• **Task prompt**
Leave out the pictures and restate the rest of the data exactly.

• **Data provided**
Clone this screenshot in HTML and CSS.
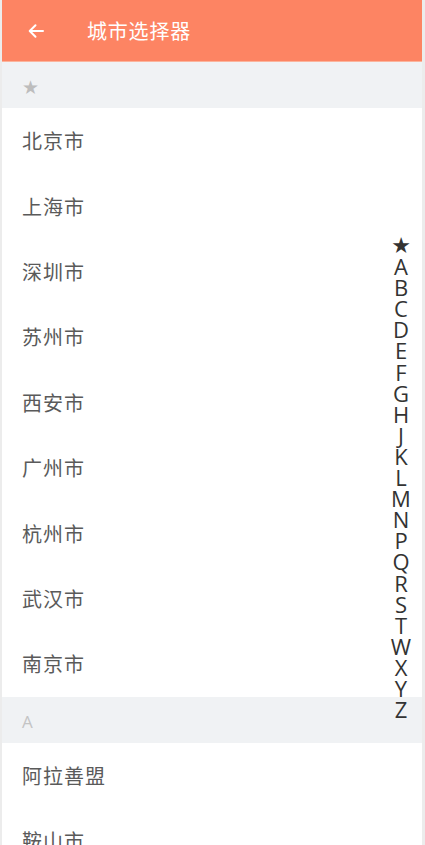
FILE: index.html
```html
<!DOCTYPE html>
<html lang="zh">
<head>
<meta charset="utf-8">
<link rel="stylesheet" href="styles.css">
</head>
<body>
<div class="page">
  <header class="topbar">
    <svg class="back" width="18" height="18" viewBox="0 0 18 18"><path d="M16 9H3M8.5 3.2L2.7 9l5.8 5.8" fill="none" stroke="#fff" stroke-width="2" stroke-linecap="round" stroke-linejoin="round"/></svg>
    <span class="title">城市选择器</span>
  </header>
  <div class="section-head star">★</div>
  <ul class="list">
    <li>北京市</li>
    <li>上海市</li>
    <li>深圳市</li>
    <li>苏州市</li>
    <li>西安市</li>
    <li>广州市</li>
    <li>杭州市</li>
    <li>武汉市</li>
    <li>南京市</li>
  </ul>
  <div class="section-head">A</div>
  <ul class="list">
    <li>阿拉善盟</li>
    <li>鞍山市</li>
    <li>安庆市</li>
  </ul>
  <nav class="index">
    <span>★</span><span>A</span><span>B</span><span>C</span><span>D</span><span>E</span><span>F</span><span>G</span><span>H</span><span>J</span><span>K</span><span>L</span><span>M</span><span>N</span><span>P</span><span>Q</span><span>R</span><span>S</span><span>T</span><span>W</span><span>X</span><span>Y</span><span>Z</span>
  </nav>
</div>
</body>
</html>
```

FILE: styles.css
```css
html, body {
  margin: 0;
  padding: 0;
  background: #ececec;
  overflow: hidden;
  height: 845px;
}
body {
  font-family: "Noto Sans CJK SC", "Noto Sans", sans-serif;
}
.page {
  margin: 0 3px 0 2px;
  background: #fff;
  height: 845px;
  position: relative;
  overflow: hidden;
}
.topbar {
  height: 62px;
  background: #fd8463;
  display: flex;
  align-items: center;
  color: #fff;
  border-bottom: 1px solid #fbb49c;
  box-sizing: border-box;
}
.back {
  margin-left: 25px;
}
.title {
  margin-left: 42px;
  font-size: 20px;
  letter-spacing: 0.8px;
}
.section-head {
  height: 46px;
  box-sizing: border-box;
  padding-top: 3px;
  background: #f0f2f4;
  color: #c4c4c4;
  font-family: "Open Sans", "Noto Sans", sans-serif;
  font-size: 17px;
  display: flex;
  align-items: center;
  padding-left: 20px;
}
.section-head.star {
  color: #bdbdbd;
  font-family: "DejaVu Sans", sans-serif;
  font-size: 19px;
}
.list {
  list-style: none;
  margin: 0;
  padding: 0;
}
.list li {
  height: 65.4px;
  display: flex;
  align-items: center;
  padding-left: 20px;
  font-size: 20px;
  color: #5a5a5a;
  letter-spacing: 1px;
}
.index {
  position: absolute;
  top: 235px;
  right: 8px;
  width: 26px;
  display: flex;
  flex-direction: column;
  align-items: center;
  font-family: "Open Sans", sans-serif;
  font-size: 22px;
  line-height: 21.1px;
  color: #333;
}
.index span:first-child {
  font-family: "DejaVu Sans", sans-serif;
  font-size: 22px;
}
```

• **Answer to this task**
Clone this screenshot in HTML and CSS.
FILE: index.html
```html
<!DOCTYPE html>
<html lang="zh">
<head>
<meta charset="utf-8">
<link rel="stylesheet" href="styles.css">
</head>
<body>
<div class="page">
  <header class="topbar">
    <svg class="back" width="18" height="18" viewBox="0 0 18 18"><path d="M16 9H3M8.5 3.2L2.7 9l5.8 5.8" fill="none" stroke="#fff" stroke-width="2" stroke-linecap="round" stroke-linejoin="round"/></svg>
    <span class="title">城市选择器</span>
  </header>
  <div class="section-head star">★</div>
  <ul class="list">
    <li>北京市</li>
    <li>上海市</li>
    <li>深圳市</li>
    <li>苏州市</li>
    <li>西安市</li>
    <li>广州市</li>
    <li>杭州市</li>
    <li>武汉市</li>
    <li>南京市</li>
  </ul>
  <div class="section-head">A</div>
  <ul class="list">
    <li>阿拉善盟</li>
    <li>鞍山市</li>
    <li>安庆市</li>
  </ul>
  <nav class="index">
    <span>★</span><span>A</span><span>B</span><span>C</span><span>D</span><span>E</span><span>F</span><span>G</span><span>H</span><span>J</span><span>K</span><span>L</span><span>M</span><span>N</span><span>P</span><span>Q</span><span>R</span><span>S</span><span>T</span><span>W</span><span>X</span><span>Y</span><span>Z</span>
  </nav>
</div>
</body>
</html>
```

FILE: styles.css
```css
html, body {
  margin: 0;
  padding: 0;
  background: #ececec;
  overflow: hidden;
  height: 845px;
}
body {
  font-family: "Noto Sans CJK SC", "Noto Sans", sans-serif;
}
.page {
  margin: 0 3px 0 2px;
  background: #fff;
  height: 845px;
  position: relative;
  overflow: hidden;
}
.topbar {
  height: 62px;
  background: #fd8463;
  display: flex;
  align-items: center;
  color: #fff;
  border-bottom: 1px solid #fbb49c;
  box-sizing: border-box;
}
.back {
  margin-left: 25px;
}
.title {
  margin-left: 42px;
  font-size: 20px;
  letter-spacing: 0.8px;
}
.section-head {
  height: 46px;
  box-sizing: border-box;
  padding-top: 3px;
  background: #f0f2f4;
  color: #c4c4c4;
  font-family: "Open Sans", "Noto Sans", sans-serif;
  font-size: 17px;
  display: flex;
  align-items: center;
  padding-left: 20px;
}
.section-head.star {
  color: #bdbdbd;
  font-family: "DejaVu Sans", sans-serif;
  font-size: 19px;
}
.list {
  list-style: none;
  margin: 0;
  padding: 0;
}
.list li {
  height: 65.4px;
  display: flex;
  align-items: center;
  padding-left: 20px;
  font-size: 20px;
  color: #5a5a5a;
  letter-spacing: 1px;
}
.index {
  position: absolute;
  top: 235px;
  right: 8px;
  width: 26px;
  display: flex;
  flex-direction: column;
  align-items: center;
  font-family: "Open Sans", sans-serif;
  font-size: 22px;
  line-height: 21.1px;
  color: #333;
}
.index span:first-child {
  font-family: "DejaVu Sans", sans-serif;
  font-size: 22px;
}
```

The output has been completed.